#### Written task
Please transcribe the data below exactly. Leave the pictures out.
>> begin
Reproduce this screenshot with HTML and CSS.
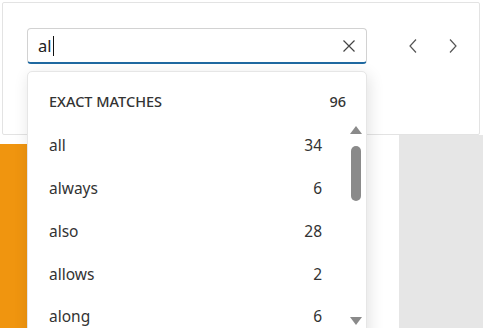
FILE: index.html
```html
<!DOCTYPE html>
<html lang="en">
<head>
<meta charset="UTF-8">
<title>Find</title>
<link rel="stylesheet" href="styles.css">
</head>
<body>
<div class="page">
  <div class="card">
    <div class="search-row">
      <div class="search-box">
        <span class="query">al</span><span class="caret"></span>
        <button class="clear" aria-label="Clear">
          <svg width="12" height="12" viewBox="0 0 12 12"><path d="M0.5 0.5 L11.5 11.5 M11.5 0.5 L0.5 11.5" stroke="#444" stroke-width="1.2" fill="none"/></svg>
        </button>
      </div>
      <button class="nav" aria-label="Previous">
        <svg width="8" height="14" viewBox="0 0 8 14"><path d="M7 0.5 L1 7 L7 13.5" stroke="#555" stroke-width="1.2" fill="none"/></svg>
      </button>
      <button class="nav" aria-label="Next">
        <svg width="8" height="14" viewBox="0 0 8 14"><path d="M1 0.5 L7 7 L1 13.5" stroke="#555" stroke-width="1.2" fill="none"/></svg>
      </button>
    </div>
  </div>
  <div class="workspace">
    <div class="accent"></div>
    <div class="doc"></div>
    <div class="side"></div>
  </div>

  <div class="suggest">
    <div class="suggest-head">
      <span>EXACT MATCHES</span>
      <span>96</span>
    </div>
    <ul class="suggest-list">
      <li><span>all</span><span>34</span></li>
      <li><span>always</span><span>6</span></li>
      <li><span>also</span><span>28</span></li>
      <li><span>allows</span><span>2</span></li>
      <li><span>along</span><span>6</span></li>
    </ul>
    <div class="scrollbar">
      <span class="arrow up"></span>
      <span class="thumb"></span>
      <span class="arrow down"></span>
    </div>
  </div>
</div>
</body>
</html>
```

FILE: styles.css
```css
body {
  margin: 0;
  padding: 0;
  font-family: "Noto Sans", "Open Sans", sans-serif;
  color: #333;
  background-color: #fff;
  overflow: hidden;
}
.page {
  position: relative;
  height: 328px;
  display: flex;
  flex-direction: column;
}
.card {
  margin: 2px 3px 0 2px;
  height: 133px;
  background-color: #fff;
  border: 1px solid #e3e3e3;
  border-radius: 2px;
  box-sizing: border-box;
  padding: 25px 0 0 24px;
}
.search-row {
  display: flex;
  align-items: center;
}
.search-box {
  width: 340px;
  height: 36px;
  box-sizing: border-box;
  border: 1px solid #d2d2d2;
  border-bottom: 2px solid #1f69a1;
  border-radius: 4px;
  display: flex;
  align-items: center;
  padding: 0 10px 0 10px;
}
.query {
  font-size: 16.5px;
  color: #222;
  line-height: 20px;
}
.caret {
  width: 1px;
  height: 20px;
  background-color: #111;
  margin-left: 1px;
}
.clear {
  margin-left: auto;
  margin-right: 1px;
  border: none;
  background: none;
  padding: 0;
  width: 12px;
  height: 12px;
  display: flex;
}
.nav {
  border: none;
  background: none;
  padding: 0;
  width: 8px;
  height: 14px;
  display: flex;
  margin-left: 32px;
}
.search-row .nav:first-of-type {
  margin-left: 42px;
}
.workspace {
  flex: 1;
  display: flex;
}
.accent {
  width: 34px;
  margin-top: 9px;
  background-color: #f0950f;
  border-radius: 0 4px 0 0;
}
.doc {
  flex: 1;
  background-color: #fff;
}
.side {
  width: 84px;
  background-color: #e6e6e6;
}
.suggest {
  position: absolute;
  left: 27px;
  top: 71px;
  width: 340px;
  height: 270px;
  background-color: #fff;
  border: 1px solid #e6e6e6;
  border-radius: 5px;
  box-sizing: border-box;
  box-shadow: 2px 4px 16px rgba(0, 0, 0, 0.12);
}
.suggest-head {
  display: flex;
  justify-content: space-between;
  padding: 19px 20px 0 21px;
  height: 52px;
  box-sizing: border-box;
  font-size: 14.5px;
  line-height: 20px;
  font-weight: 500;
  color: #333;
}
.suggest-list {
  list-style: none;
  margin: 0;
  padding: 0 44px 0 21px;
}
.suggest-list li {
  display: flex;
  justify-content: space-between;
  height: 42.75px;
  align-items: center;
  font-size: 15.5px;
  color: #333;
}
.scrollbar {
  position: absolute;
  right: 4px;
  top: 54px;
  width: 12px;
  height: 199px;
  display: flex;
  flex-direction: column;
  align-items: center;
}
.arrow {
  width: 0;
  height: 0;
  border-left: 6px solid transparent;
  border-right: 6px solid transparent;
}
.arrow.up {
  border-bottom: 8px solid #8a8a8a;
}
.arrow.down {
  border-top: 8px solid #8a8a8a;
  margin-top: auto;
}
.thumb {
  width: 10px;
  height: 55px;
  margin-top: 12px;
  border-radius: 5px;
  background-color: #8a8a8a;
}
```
>> end
#### Completed exercise
Reproduce this screenshot with HTML and CSS.
FILE: index.html
```html
<!DOCTYPE html>
<html lang="en">
<head>
<meta charset="UTF-8">
<title>Find</title>
<link rel="stylesheet" href="styles.css">
</head>
<body>
<div class="page">
  <div class="card">
    <div class="search-row">
      <div class="search-box">
        <span class="query">al</span><span class="caret"></span>
        <button class="clear" aria-label="Clear">
          <svg width="12" height="12" viewBox="0 0 12 12"><path d="M0.5 0.5 L11.5 11.5 M11.5 0.5 L0.5 11.5" stroke="#444" stroke-width="1.2" fill="none"/></svg>
        </button>
      </div>
      <button class="nav" aria-label="Previous">
        <svg width="8" height="14" viewBox="0 0 8 14"><path d="M7 0.5 L1 7 L7 13.5" stroke="#555" stroke-width="1.2" fill="none"/></svg>
      </button>
      <button class="nav" aria-label="Next">
        <svg width="8" height="14" viewBox="0 0 8 14"><path d="M1 0.5 L7 7 L1 13.5" stroke="#555" stroke-width="1.2" fill="none"/></svg>
      </button>
    </div>
  </div>
  <div class="workspace">
    <div class="accent"></div>
    <div class="doc"></div>
    <div class="side"></div>
  </div>

  <div class="suggest">
    <div class="suggest-head">
      <span>EXACT MATCHES</span>
      <span>96</span>
    </div>
    <ul class="suggest-list">
      <li><span>all</span><span>34</span></li>
      <li><span>always</span><span>6</span></li>
      <li><span>also</span><span>28</span></li>
      <li><span>allows</span><span>2</span></li>
      <li><span>along</span><span>6</span></li>
    </ul>
    <div class="scrollbar">
      <span class="arrow up"></span>
      <span class="thumb"></span>
      <span class="arrow down"></span>
    </div>
  </div>
</div>
</body>
</html>
```

FILE: styles.css
```css
body {
  margin: 0;
  padding: 0;
  font-family: "Noto Sans", "Open Sans", sans-serif;
  color: #333;
  background-color: #fff;
  overflow: hidden;
}
.page {
  position: relative;
  height: 328px;
  display: flex;
  flex-direction: column;
}
.card {
  margin: 2px 3px 0 2px;
  height: 133px;
  background-color: #fff;
  border: 1px solid #e3e3e3;
  border-radius: 2px;
  box-sizing: border-box;
  padding: 25px 0 0 24px;
}
.search-row {
  display: flex;
  align-items: center;
}
.search-box {
  width: 340px;
  height: 36px;
  box-sizing: border-box;
  border: 1px solid #d2d2d2;
  border-bottom: 2px solid #1f69a1;
  border-radius: 4px;
  display: flex;
  align-items: center;
  padding: 0 10px 0 10px;
}
.query {
  font-size: 16.5px;
  color: #222;
  line-height: 20px;
}
.caret {
  width: 1px;
  height: 20px;
  background-color: #111;
  margin-left: 1px;
}
.clear {
  margin-left: auto;
  margin-right: 1px;
  border: none;
  background: none;
  padding: 0;
  width: 12px;
  height: 12px;
  display: flex;
}
.nav {
  border: none;
  background: none;
  padding: 0;
  width: 8px;
  height: 14px;
  display: flex;
  margin-left: 32px;
}
.search-row .nav:first-of-type {
  margin-left: 42px;
}
.workspace {
  flex: 1;
  display: flex;
}
.accent {
  width: 34px;
  margin-top: 9px;
  background-color: #f0950f;
  border-radius: 0 4px 0 0;
}
.doc {
  flex: 1;
  background-color: #fff;
}
.side {
  width: 84px;
  background-color: #e6e6e6;
}
.suggest {
  position: absolute;
  left: 27px;
  top: 71px;
  width: 340px;
  height: 270px;
  background-color: #fff;
  border: 1px solid #e6e6e6;
  border-radius: 5px;
  box-sizing: border-box;
  box-shadow: 2px 4px 16px rgba(0, 0, 0, 0.12);
}
.suggest-head {
  display: flex;
  justify-content: space-between;
  padding: 19px 20px 0 21px;
  height: 52px;
  box-sizing: border-box;
  font-size: 14.5px;
  line-height: 20px;
  font-weight: 500;
  color: #333;
}
.suggest-list {
  list-style: none;
  margin: 0;
  padding: 0 44px 0 21px;
}
.suggest-list li {
  display: flex;
  justify-content: space-between;
  height: 42.75px;
  align-items: center;
  font-size: 15.5px;
  color: #333;
}
.scrollbar {
  position: absolute;
  right: 4px;
  top: 54px;
  width: 12px;
  height: 199px;
  display: flex;
  flex-direction: column;
  align-items: center;
}
.arrow {
  width: 0;
  height: 0;
  border-left: 6px solid transparent;
  border-right: 6px solid transparent;
}
.arrow.up {
  border-bottom: 8px solid #8a8a8a;
}
.arrow.down {
  border-top: 8px solid #8a8a8a;
  margin-top: auto;
}
.thumb {
  width: 10px;
  height: 55px;
  margin-top: 12px;
  border-radius: 5px;
  background-color: #8a8a8a;
}
```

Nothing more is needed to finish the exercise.